Sustainable Monroe Township operates under the same guidelines as Sustainable Jersey, a state-wide group dedicated to environmental protection. The township group got a bronze certification from the latter, meaning it has “made a commitment to sustainability and has succeeded in implementing the first significant steps toward it, according to Sustainable Jersey’s website.

The township version of the organization works with Tri-County Sustainability, a three-county intiative of environmentalists in Burlington, Camden and Gloucester counties. The township group has shrunk in recent years, with McDevitt and a few volunteers now dedicating time to the Monroe library’s Labyrinth, constructed in 2020 in partnership with Girl Scout Samantha Brown and Troop 61778.
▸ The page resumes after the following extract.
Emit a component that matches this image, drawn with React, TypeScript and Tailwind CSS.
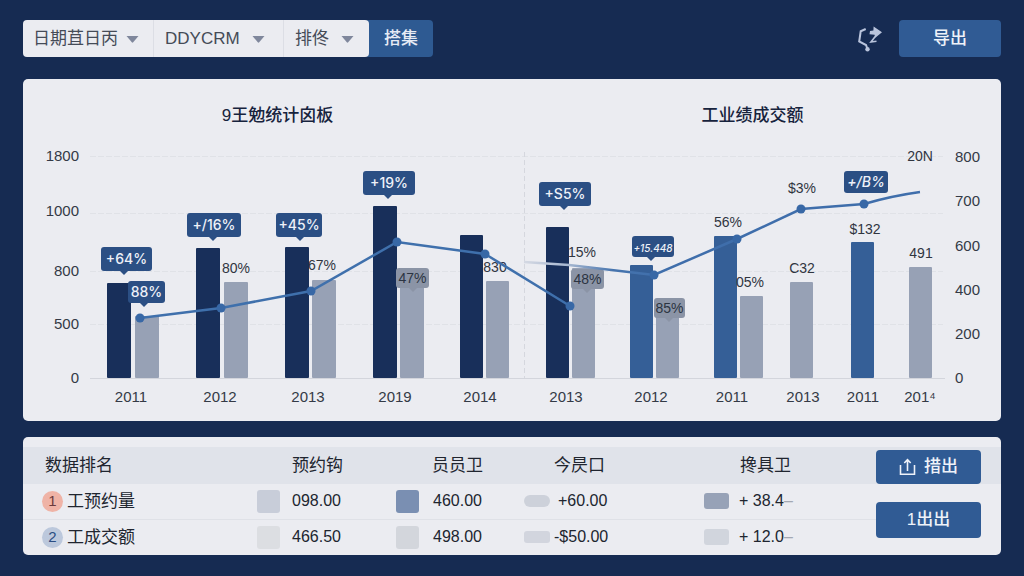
import { clsx } from "clsx";

const filters = [
  { id: "date", label: "日期", options: ["日期苴日丙"], width: "w-[130px] pl-[10px]", caret: "right-[14px]" },
  { id: "source", label: "CRM", options: ["DDYCRM"], width: "w-[130px] pl-3", caret: "right-[18px]" },
  { id: "rank", label: "排名", options: ["排佟"], width: "w-[86px] pl-3", caret: "right-[15px]" },
];

const BASELINE = 238;

const bars = [
  { x: 84, top: 143, tone: "navy" },
  { x: 112, top: 176, tone: "gray" },
  { x: 173, top: 108, tone: "navy" },
  { x: 201, top: 142, tone: "gray" },
  { x: 262, top: 107, tone: "navy" },
  { x: 289, top: 140, tone: "gray" },
  { x: 350, top: 66, tone: "navy" },
  { x: 377, top: 130, tone: "gray" },
  { x: 437, top: 95, tone: "navy" },
  { x: 463, top: 141, tone: "gray" },
  { x: 523, top: 87, tone: "navy" },
  { x: 549, top: 128, tone: "gray" },
  { x: 607, top: 125, tone: "blue" },
  { x: 633, top: 160, tone: "gray" },
  { x: 691, top: 96, tone: "blue" },
  { x: 717, top: 156, tone: "gray" },
  { x: 767, top: 142, tone: "gray" },
  { x: 828, top: 102, tone: "blue" },
  { x: 886, top: 127, tone: "gray" },
];

const barFill: Record<string, string> = {
  navy: "fill-[#182f5a]",
  blue: "fill-[#355f97]",
  gray: "fill-[#97a1b5]",
};

const years = [
  { x: 108, text: "2011" },
  { x: 197, text: "2012" },
  { x: 285, text: "2013" },
  { x: 372, text: "2019" },
  { x: 457, text: "2014" },
  { x: 543, text: "2013" },
  { x: 628, text: "2012" },
  { x: 709, text: "2011" },
  { x: 780, text: "2013" },
  { x: 840, text: "2011" },
  { x: 897, text: "201⁴" },
];

const leftAxis = [
  { y: 16, text: "1800" },
  { y: 71, text: "1000" },
  { y: 131, text: "800" },
  { y: 184, text: "500" },
  { y: 238, text: "0" },
];

const rightAxis = [
  { y: 17, text: "800" },
  { y: 61, text: "700" },
  { y: 106, text: "600" },
  { y: 150, text: "400" },
  { y: 194, text: "200" },
  { y: 238, text: "0" },
];

const labels = [
  { x: 213, y: 128, text: "80%" },
  { x: 299, y: 125, text: "67%" },
  { x: 472, y: 127, text: "830" },
  { x: 559, y: 112, text: "15%" },
  { x: 705, y: 82, text: "56%" },
  { x: 727, y: 142, text: "05%" },
  { x: 779, y: 48, text: "$3%" },
  { x: 779, y: 128, text: "C32" },
  { x: 842, y: 89, text: "$132" },
  { x: 898, y: 113, text: "491" },
  { x: 897, y: 16, text: "20N" },
];

type Badge = {
  x: number;
  y: number;
  w: number;
  h: number;
  tip?: number;
  text: string;
  muted?: boolean;
  className?: string;
};

const badges: Badge[] = [
  { x: 78, y: 107, w: 51, h: 24, tip: 101, text: "+64%" },
  { x: 105, y: 141, w: 37, h: 22, tip: 121, text: "88%" },
  { x: 164, y: 73, w: 54, h: 24, tip: 190, text: "+/16%" },
  { x: 253, y: 73, w: 46, h: 24, tip: 277, text: "+45%" },
  { x: 340, y: 31, w: 52, h: 24, tip: 365, text: "+19%" },
  { x: 516, y: 42, w: 52, h: 24, tip: 541, text: "+S5%" },
  { x: 609, y: 96, w: 42, h: 21, tip: 628, text: "+15.448", className: "text-[10px] italic" },
  { x: 821, y: 31, w: 44, h: 22, text: "+/B%", className: "text-[14px] italic" },
  { x: 373, y: 128, w: 33, h: 20, tip: 390, text: "47%", muted: true },
  { x: 548, y: 129, w: 33, h: 20, tip: 564, text: "48%", muted: true },
  { x: 631, y: 158, w: 31, h: 20, tip: 646, text: "85%", muted: true },
];

const firstLine = [
  [117, 178],
  [198, 168],
  [288, 151],
  [374, 102],
  [462, 114],
  [547, 166],
];

const secondDots = [
  [631, 135],
  [714, 99],
  [778, 69],
  [841, 64],
];

const columns = [
  { title: "预约钩", pad: "pl-[35px]" },
  { title: "员员卫", pad: "pl-9" },
  { title: "今昃口", pad: "pl-[30px]" },
  { title: "搀具卫", pad: "pl-9" },
];

const rows = [
  {
    rank: 1,
    name: "工预约量",
    badge: "bg-[#efb3a6] text-[#6b3a3c]",
    cells: [
      { value: "098.00", swatch: "h-[23px] w-[23px] mr-3 bg-[#c8cdd9]" },
      { value: "460.00", swatch: "h-[23px] w-[23px] mr-[14px] bg-[#7a8fb2]" },
      { value: "+60.00", swatch: "h-3 w-[26px] mr-2 rounded-md bg-[#cdd1da]" },
      { value: "+ 38.4", swatch: "h-4 w-[25px] mr-[10px] bg-[#97a2b7]" },
    ],
  },
  {
    rank: 2,
    name: "工成交额",
    badge: "bg-[#bcc8dc] text-[#2b4d83]",
    cells: [
      { value: "466.50", swatch: "h-[23px] w-[23px] mr-3 bg-[#dcdee2]" },
      { value: "498.00", swatch: "h-[23px] w-[23px] mr-[14px] bg-[#d3d6dc]" },
      { value: "-$50.00", swatch: "h-3 w-[26px] mr-1 bg-[#d2d5de]" },
      { value: "+ 12.0", swatch: "h-4 w-[25px] mr-[10px] bg-[#d1d5dd]" },
    ],
  },
];

function FilterBar() {
  return (
    <form className="flex h-full" onSubmit={(e) => e.preventDefault()}>
      <div className="relative z-10 flex items-stretch rounded-[4px] bg-[#ebecf1]">
        {filters.map((filter, index) => (
          <div key={filter.id} className={clsx("relative flex", index > 0 && "border-l border-[#dcdee5]")}>
            <select
              aria-label={filter.label}
              className={clsx(
                "appearance-none bg-transparent pt-px pr-7 text-[17px] text-[#454b57] outline-none",
                filter.width,
                index > 0 && "-ml-px",
              )}
            >
              {filter.options.map((option) => (
                <option key={option}>{option}</option>
              ))}
            </select>
            <svg
              viewBox="0 0 13 7"
              className={clsx("pointer-events-none absolute top-4 h-[7px] w-[13px] fill-[#7f879c]", filter.caret)}
            >
              <path d="M0.5 0h12L7.2 6.3a1 1 0 0 1-1.4 0z" />
            </svg>
          </div>
        ))}
      </div>
      <button type="submit" className="-ml-1 w-[68px] rounded-[4px] bg-[#2e5a92] pt-px pl-1 text-[17px] font-medium text-[#e6ebf5]">
        搭集
      </button>
    </form>
  );
}

function BadgeShape({ x, y, w, h, tip, text, muted, className }: Badge) {
  return (
    <g className={muted ? "fill-[#8b94a6]" : "fill-[#2b4f84]"}>
      <rect x={x} y={y} width={w} height={h} rx={3} />
      {tip && <path d={`M${tip - 5} ${y + h - 1}h10l-5 5z`} />}
      <text
        x={x + w / 2}
        y={y + h / 2 + 5}
        textAnchor="middle"
        className={clsx(
          muted ? "fill-[#2c3442]" : "fill-[#eef1f8] font-medium font-['Inter',sans-serif]",
          className ?? "text-[14px]",
        )}
      >
        {text}
      </text>
    </g>
  );
}

function Chart() {
  return (
    <svg viewBox="0 0 978 270" className="mt-3 block h-auto w-full" role="img" aria-label="业绩统计">
      <defs>
        <linearGradient id="trend" gradientUnits="userSpaceOnUse" x1="501" y1="0" x2="650" y2="0">
          <stop offset="0" stopColor="#d5d9e3" />
          <stop offset="0.3" stopColor="#a5b6d0" />
          <stop offset="0.6" stopColor="#4674ae" />
          <stop offset="1" stopColor="#3f6eab" />
        </linearGradient>
      </defs>

      {/* Grid */}
      <g className="stroke-[#e0e2e7]">
        {[16, 73, 131, 184].map((y) => (
          <line key={y} x1={67} x2={920} y1={y + 0.5} y2={y + 0.5} strokeDasharray="6 2" />
        ))}
        <line x1={501.5} x2={501.5} y1={12} y2={238} strokeDasharray="5 3" className="stroke-[#d5d7de]" />
      </g>

      {bars.map((bar) => (
        <rect
          key={bar.x}
          x={bar.x}
          y={bar.top}
          width={bar.x < 420 ? 24 : 23}
          height={BASELINE - bar.top}
          rx={1}
          className={barFill[bar.tone]}
        />
      ))}
      <line x1={67} x2={922} y1={238.5} y2={238.5} className="stroke-[#d3d5dc]" />

      {/* Axes */}
      <g className="fill-[#343a46] text-[15px]">
        {leftAxis.map((tick) => (
          <text key={tick.text} x={56} y={tick.y + 5} textAnchor="end">
            {tick.text}
          </text>
        ))}
        {years.map((year) => (
          <text key={year.x} x={year.x} y={262} textAnchor="middle">
            {year.text}
          </text>
        ))}
        {rightAxis.map((tick) => (
          <text key={tick.text} x={932} y={tick.y + 5}>
            {tick.text}
          </text>
        ))}
      </g>

      <g className="fill-[#30353f] text-[14px]">
        {labels.map((label) => (
          <text key={label.text} x={label.x} y={label.y + 5} textAnchor="middle">
            {label.text}
          </text>
        ))}
      </g>

      {badges.map((badge) => (
        <BadgeShape key={badge.x} {...badge} />
      ))}

      {/* Trend lines */}
      <polyline
        points={firstLine.map((p) => p.join(",")).join(" ")}
        className="fill-none stroke-[#3f70ac]"
        strokeWidth={2.5}
      />
      <path
        d="M501 122L546 125L631 135L714 99L778 69L841 64Q868 56 897 52"
        fill="none"
        stroke="url(#trend)"
        strokeWidth={2.5}
      />
      {[...firstLine, ...secondDots].map(([x, y]) => (
        <circle key={x} cx={x} cy={y} r={4.5} className="fill-[#3868a6]" />
      ))}
    </svg>
  );
}

function RankingTable() {
  return (
    <table className="w-full table-fixed border-collapse text-[#20252f]">
      <colgroup>
        <col className="w-[234px]" />
        <col className="w-[139px]" />
        <col className="w-[128px]" />
        <col className="w-[180px]" />
        <col className="w-[172px]" />
        <col className="w-[125px]" />
      </colgroup>
      <thead>
        <tr className="h-[37px] bg-[#e0e3ea] text-left text-[17px]">
          <th className="pt-px pl-[22px] font-normal">数据排名</th>
          {columns.map((column) => (
            <th key={column.title} className={clsx("pt-px font-normal", column.pad)}>
              {column.title}
            </th>
          ))}
          <th className="pr-5 align-bottom">
            <button
              type="button"
              className="flex h-[34px] w-full items-center justify-center gap-[7px] rounded-[4px] bg-[#305b94] font-medium text-[#eef2f9]"
            >
              <svg viewBox="0 0 18 18" className="h-[18px] w-[18px] fill-none stroke-current" strokeWidth={1.6}>
                <path d="M1.5 7v9.2h14V7" />
                <path d="M8.5 13V2M5.3 5l3.2-3.4L11.7 5" />
              </svg>
              措出
            </button>
          </th>
        </tr>
      </thead>
      <tbody>
        {rows.map((row, index) => (
          <tr key={row.rank} className={index === 0 ? "h-[35px]" : "h-9"}>
            <td className={clsx("pl-[19px]", index === 0 && "border-b border-[#dfe1e7]")}>
              <div className="flex items-center gap-1 text-[17px]">
                <span className={clsx("flex h-[21px] w-[21px] items-center justify-center rounded-full text-[15px]", row.badge)}>
                  {row.rank}
                </span>
                {row.name}
              </div>
            </td>
            {row.cells.map((cell, i) => (
              <td key={i} className={clsx(index === 0 && "border-b border-[#dfe1e7]")}>
                <div className="flex items-center text-[16px]">
                  <span className={clsx("rounded-[3px]", cell.swatch)} />
                  {cell.value}
                  {i === 3 && <span className="text-[#a3a8b3]">–</span>}
                </div>
              </td>
            ))}
            {index === 0 && (
              <td rowSpan={2} className="pr-5">
                <button type="button" className="flex h-9 w-full items-center justify-center rounded-[4px] bg-[#305b94] text-[17px] font-medium text-[#eef2f9]">
                  1出出
                </button>
              </td>
            )}
          </tr>
        ))}
      </tbody>
    </table>
  );
}

export default function App() {
  return (
    <main className="flex min-h-screen flex-col bg-[#162b52] px-[23px] pt-5 pb-5 font-['Liberation_Sans','Noto_Sans_CJK_SC',sans-serif]">
      <header className="flex h-[37px] items-center justify-between">
        <FilterBar />
        <div className="flex h-full items-center gap-4">
          <button type="button" aria-label="分享" className="text-[#b9c4dc]">
            <svg viewBox="0 0 26 28" className="h-7 w-[26px] fill-none stroke-current" strokeWidth={2}>
              <path d="M8.7 4L3.7 6.3L2.2 16.5L9 20L10.5 24" />
              <circle cx="10.5" cy="24.3" r="2.2" className="fill-current stroke-none" />
              <path d="M16.6 1.6L25 7.3L18.3 12.7L17.6 9.8L12.5 9.2L13 6L16.4 5.4z" className="fill-current stroke-none" />
              <path d="M18.6 11L14 17L19.5 16.2" strokeWidth={1.6} />
            </svg>
          </button>
          <button type="button" className="h-full w-[102px] rounded-[4px] bg-[#305b94] pt-px text-[17px] font-medium text-[#eef2f9]">
            导出
          </button>
        </div>
      </header>

      <section className="mt-[22px] rounded-[5px] bg-[#ebecf1] pt-[25px] pb-[11px]">
        <div className="grid grid-cols-2 text-center text-[17px] leading-6 font-medium text-[#17233d]">
          <h2 className="pl-5">9王勉统计囟板</h2>
          <h2 className="pr-2">工业绩成交额</h2>
        </div>
        <Chart />
      </section>

      <section className="mt-4 overflow-hidden rounded-[5px] bg-[#ebecf1] pt-[10px]">
        <RankingTable />
      </section>
    </main>
  );
}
Sustainable Monroe hosts a monthly sound session at the library that is followed by walking the labyrinth.

“This is one giant open field and a little more than half of it is made up of the community garden,” McDevitt explained. “Once we did that, there was this empty space at the end, and we were talking about what we could do with it. I pitched the idea of a labyrinth from personal exposure and interest and found out there’s actually a worldwide labyrinth society, and one of the representatives lives in Pitman.

“I got in touch with her (the representative) and began the process of mapping out the idea, and we ended up working with a local Girl Scout.”

That Scout was Samantha Brown, whose work on the project was part of her Gold Award project, the highest rank and honor in the Girl Scouts. She helped raised funding and worked with Sustainable Monroe to construct the labyrinth, despite COVID restrictions at the time.

“We just open it up to the community,” McDevitt noted. “We kind of look at it as a community resource. It’s available 24/7, publicly owned land. Anyone can come and walk it any time.”

Along with his Sustainable Monroe Township work, McDevitt is part of Bike Gloucester County, the New Jersey Chapter of the Bike Coalition of Philadelphia. It focuses on the positive effects of biking on roads and trails. He also works with the South Jersey Electric Vehicle Club, a team connected to Plug In America that educates the public on electric vehicles.